Ne faut-il pas fusionner les trois instances de l’asile (Office des Étrangers, CGRA et Fedasil), comme le soutient la secrétaire d’État afin de gagner en efficacité ? “Il est clair qu’il faut une approche intégrée. Mais d’après moi, ça ne doit pas nécessairement passer par une seule instance. Si l’on veut garder l’indépendance dans l’appréciation des demandes d’asile, ce n’est possible qu’en gardant une instance d’asile à part.”
Et le commis de l’État de défendre à nouveau l’indépendance de son institution. “Si nous dépendions directement d’un ministre, comme c’est le cas dans d’autres pays, cela voudrait dire que chaque instruction devrait être validée par le cabinet. Vous imaginez le temps que ça prendrait ? C’est contraire à la réactivité dont nous avons besoin.

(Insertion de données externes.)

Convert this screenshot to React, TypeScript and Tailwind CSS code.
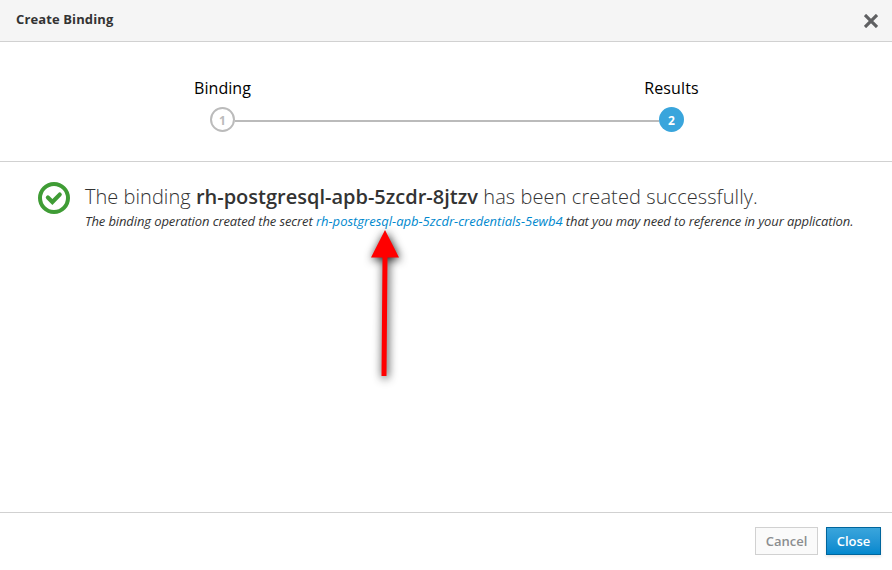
export default function App() {
  return (
    <div className="flex h-[570px] w-[892px] flex-col bg-white font-['Open_Sans',sans-serif] text-[#333]">
      <header className="flex h-[42px] shrink-0 items-center justify-between border-b border-[#d1d1d1] bg-[#f5f5f5] pr-[14px] pb-[3px] pl-4">
        <h1 className="text-[13px] leading-5 font-bold tracking-[0.12px]">Create Binding</h1>
        <button aria-label="Close dialog" className="pt-[3px]">
          <svg width="14" height="14" viewBox="0 0 14 14" fill="none" stroke="#5f6062" strokeWidth="3.2" strokeLinecap="square"><path d="M2.100 2.100l9.800 9.800M11.900 2.100L2.100 11.900" /></svg>
        </button>
      </header>
      <nav className="flex h-[120px] shrink-0 items-start border-b border-[#d1d1d1] pt-[35px] pl-[185px] text-base text-black">
        <div className="flex w-[75px] flex-col items-center">
          <span className="leading-[22px] tracking-[0.06px]">Binding</span>
          <span className="mt-2 flex size-[25px] items-center justify-center rounded-full border-2 border-[#bbb] pt-[2px] text-[12px] font-bold text-[#bbb]">1</span>
        </div>
        <div className="-mx-[25px] mt-[43px] h-[2px] w-[424px] shrink-0 bg-[#bbb]" />
        <div className="flex w-[75px] flex-col items-center">
          <span className="leading-[22px] tracking-[0.15px]">Results</span>
          <span className="mt-2 flex size-[25px] items-center justify-center rounded-full bg-[#39a5dc] pt-[2px] text-[12px] font-bold text-white">2</span>
        </div>
      </nav>
      <main className="relative flex flex-1 items-start pt-5 pl-[38px]">
        <svg className="shrink-0" width="32" height="32" viewBox="0 0 32 32" fill="none" stroke="#3f9c35"><circle cx="16" cy="16" r="14" strokeWidth="4" /><path d="M9.900 15.500l4.500 4.500 7.300-7.400" strokeWidth="4.200" strokeLinecap="round" /></svg>
        <div className="ml-[15px] whitespace-nowrap">
          <h2 className="text-[20px] leading-[29px] font-light"><span className="tracking-[0.03px]">The binding </span><b className="font-semibold">rh-postgresql-apb-5zcdr-8jtzv</b><span className="tracking-[0.09px]"> has been created successfully.</span></h2>
          <p className="text-[13px] leading-5 italic"><span className="tracking-[-0.11px]">The binding operation created the secret </span><a className="text-[#0088ce]">rh-postgresql-apb-5zcdr-credentials-5ewb4</a><span className="tracking-[-0.12px]"> that you may need to reference in your application.</span></p>
        </div>
        <svg className="absolute top-[58px] left-[360px] overflow-visible" width="50" height="170" viewBox="360 220 50 170" fill="red">
          <path className="drop-shadow-[1px_2px_5px_rgba(0,0,0,0.9)]" d="M385 230l14 27.500-11.500.100-1 118.400h-5l1-118.400-11.500-.100z" />
        </svg>
      </main>
      <footer className="flex h-[58px] shrink-0 items-start justify-end gap-2 border-t border-[#d1d1d1] pt-[14px] pr-[11px] text-[13px] font-semibold">
        <button className="h-7 w-[63px] border border-[#d1d1d1] bg-[#fafafa] pt-px text-[#8b8d8f]">Cancel</button>
        <button className="h-7 w-[55px] border border-[#00659c] bg-linear-to-b from-[#39a5dc] to-[#0088ce] pt-px text-white shadow-[0_2px_3px_rgba(3,3,3,0.1)]">Close</button>
      </footer>
    </div>
  );
}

L’indépendance n’est pas uniquement une garantie pour une appréciation objective mais également pour une efficacité plus grande””, rétorque-t-il.
Pas de réfugiés climatiques
Avant de partir, est-il favorable à la création d’un statut spécial pour les réfugiés climatiques, dont le nombre devrait aller croissant dans les prochaines années ? “Ce n’est pas la voie qui doit être poursuivie. L’aspect climatique est en quelque sorte déjà présent. Prenez quelqu’un qui fuit un conflit ethnique. Ils sont parfois la conséquence du dérèglement climatique, et nous octroyons un statut de protection. Il ne me semble donc pas nécessaire de créer un statut spécifique. Pour la problématique climatique, une approche globale est nécessaire, comme pour la politique d’asile en général”.